In the material below, identify each line bearing the word "with". Reproduce those lines.

Information provided:
■ ■ ■ ■ ■

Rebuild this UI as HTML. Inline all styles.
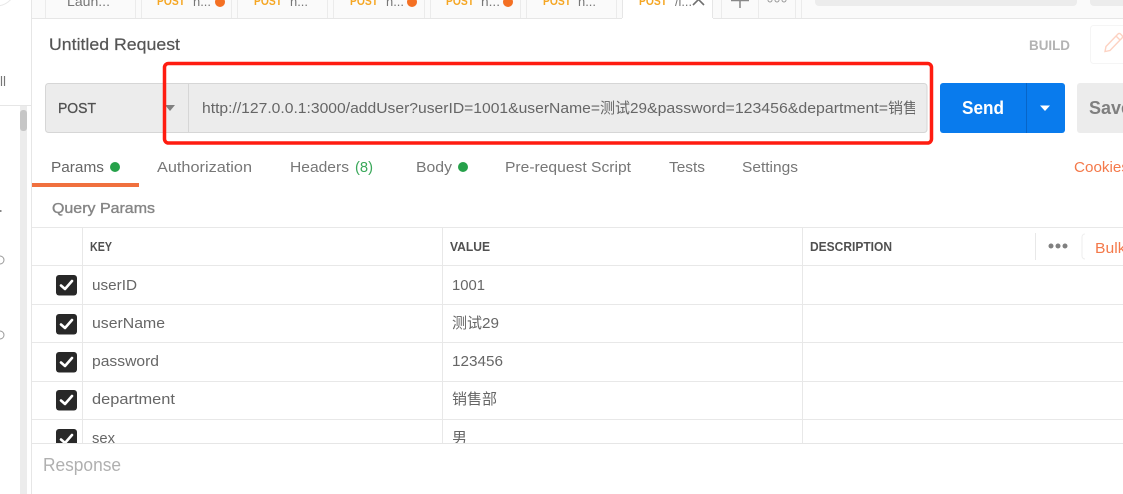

■ ■ ■ ■ ■

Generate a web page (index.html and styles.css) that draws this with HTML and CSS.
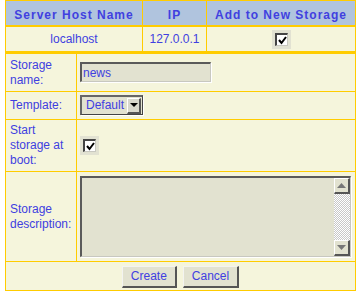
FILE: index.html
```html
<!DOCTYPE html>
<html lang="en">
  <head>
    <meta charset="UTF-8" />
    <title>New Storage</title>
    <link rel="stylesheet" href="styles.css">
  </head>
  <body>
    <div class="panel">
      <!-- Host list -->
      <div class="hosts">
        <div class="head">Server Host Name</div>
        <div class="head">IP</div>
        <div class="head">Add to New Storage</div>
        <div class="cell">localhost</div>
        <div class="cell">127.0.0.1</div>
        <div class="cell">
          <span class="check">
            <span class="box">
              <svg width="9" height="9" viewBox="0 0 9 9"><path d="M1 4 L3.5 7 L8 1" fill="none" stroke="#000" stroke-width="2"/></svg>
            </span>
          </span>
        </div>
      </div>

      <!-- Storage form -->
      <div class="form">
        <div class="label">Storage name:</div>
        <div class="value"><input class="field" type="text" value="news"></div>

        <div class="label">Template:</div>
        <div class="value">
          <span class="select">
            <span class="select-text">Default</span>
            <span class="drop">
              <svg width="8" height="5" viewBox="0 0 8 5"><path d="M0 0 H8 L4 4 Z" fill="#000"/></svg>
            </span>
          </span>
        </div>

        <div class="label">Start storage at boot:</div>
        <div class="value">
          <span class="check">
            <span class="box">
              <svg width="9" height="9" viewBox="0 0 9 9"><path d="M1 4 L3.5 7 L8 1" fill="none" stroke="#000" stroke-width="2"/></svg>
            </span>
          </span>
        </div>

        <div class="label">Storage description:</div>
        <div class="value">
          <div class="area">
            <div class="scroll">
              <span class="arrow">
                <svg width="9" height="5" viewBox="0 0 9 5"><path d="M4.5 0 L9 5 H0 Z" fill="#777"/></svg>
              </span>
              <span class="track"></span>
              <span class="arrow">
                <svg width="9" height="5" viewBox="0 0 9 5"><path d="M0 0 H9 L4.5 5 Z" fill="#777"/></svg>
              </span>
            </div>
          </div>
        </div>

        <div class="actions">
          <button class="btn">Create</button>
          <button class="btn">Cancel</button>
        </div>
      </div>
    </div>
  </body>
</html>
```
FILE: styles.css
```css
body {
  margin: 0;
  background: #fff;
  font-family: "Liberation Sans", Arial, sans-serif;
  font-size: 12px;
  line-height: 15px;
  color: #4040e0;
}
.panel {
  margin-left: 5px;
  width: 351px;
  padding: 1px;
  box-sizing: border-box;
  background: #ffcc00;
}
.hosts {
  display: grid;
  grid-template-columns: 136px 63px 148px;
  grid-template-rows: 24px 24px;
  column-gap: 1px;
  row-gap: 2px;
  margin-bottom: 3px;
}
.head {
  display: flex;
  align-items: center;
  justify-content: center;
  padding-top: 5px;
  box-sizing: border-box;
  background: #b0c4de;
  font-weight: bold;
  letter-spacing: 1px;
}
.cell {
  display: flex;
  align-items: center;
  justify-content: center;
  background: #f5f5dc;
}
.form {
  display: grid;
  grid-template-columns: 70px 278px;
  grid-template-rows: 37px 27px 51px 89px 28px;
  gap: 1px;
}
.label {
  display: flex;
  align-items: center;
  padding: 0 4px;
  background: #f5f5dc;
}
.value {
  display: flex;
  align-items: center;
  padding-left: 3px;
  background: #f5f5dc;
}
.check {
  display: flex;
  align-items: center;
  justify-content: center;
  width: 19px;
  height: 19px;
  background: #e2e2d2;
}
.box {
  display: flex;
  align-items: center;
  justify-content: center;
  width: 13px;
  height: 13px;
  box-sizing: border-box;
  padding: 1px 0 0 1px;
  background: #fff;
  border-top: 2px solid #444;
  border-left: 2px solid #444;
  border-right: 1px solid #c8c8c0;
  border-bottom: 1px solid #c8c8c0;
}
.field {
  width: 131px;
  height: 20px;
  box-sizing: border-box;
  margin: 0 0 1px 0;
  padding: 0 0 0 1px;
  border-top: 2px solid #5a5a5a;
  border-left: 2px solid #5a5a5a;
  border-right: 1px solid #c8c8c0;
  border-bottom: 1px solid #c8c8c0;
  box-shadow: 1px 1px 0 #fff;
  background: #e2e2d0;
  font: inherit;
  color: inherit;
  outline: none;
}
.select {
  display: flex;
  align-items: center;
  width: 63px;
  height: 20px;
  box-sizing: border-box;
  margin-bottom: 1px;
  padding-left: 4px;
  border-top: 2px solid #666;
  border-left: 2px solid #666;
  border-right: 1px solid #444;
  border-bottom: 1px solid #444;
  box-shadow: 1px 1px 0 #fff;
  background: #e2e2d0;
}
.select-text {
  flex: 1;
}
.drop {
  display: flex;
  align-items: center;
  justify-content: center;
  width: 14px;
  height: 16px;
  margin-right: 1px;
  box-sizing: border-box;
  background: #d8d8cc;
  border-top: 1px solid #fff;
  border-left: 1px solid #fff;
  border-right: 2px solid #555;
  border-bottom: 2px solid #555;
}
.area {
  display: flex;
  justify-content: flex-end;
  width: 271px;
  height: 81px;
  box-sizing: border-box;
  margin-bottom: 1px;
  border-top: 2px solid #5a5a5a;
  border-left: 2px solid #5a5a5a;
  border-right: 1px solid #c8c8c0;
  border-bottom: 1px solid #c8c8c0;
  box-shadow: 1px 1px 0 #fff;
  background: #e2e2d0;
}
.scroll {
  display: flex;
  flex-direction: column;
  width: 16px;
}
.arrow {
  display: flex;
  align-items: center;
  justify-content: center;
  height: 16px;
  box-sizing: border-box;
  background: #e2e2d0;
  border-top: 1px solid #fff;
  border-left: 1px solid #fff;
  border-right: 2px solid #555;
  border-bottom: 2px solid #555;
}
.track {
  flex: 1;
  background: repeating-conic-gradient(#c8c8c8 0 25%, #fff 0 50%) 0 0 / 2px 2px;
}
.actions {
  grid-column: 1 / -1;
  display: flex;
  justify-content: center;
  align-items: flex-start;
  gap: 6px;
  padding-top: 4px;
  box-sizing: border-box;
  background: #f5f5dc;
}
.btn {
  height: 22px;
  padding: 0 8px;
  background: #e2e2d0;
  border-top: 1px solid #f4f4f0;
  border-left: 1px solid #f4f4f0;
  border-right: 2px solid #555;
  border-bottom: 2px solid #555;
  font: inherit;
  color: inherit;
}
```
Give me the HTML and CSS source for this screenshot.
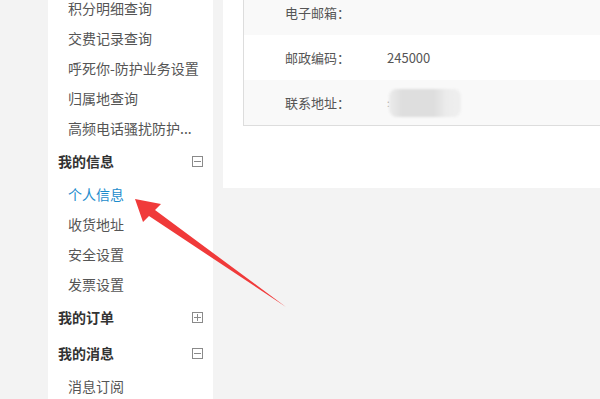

■ ■ ■ ■ ■

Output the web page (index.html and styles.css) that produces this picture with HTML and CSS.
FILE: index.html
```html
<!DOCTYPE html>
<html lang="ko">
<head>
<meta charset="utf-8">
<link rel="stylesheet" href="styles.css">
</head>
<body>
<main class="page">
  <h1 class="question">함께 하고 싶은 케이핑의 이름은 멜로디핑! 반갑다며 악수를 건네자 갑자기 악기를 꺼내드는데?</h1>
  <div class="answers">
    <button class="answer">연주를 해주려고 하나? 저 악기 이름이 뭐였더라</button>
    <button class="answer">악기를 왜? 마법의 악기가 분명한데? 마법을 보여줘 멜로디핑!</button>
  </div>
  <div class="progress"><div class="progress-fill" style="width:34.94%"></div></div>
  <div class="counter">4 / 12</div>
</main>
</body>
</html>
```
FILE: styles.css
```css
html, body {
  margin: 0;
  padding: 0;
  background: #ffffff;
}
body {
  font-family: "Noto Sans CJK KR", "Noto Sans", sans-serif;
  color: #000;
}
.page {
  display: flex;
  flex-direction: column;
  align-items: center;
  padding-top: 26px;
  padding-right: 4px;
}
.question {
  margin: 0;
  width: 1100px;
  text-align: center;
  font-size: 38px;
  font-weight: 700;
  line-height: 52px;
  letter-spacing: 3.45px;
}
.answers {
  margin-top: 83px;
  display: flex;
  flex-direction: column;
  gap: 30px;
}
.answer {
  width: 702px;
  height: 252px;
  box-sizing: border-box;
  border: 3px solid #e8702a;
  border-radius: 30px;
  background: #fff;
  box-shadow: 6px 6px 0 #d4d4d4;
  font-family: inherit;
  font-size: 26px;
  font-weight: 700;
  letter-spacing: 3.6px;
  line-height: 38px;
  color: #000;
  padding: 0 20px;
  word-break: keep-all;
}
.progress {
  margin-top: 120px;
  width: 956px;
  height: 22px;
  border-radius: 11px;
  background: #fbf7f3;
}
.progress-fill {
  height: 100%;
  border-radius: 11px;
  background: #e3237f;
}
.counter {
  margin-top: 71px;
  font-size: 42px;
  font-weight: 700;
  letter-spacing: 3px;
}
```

■ ■ ■ ■ ■

Complete output:
Generate a web page (index.html and styles.css) that draws this with HTML and CSS.
Output the web page (index.html and styles.css) that produces this picture with HTML and CSS.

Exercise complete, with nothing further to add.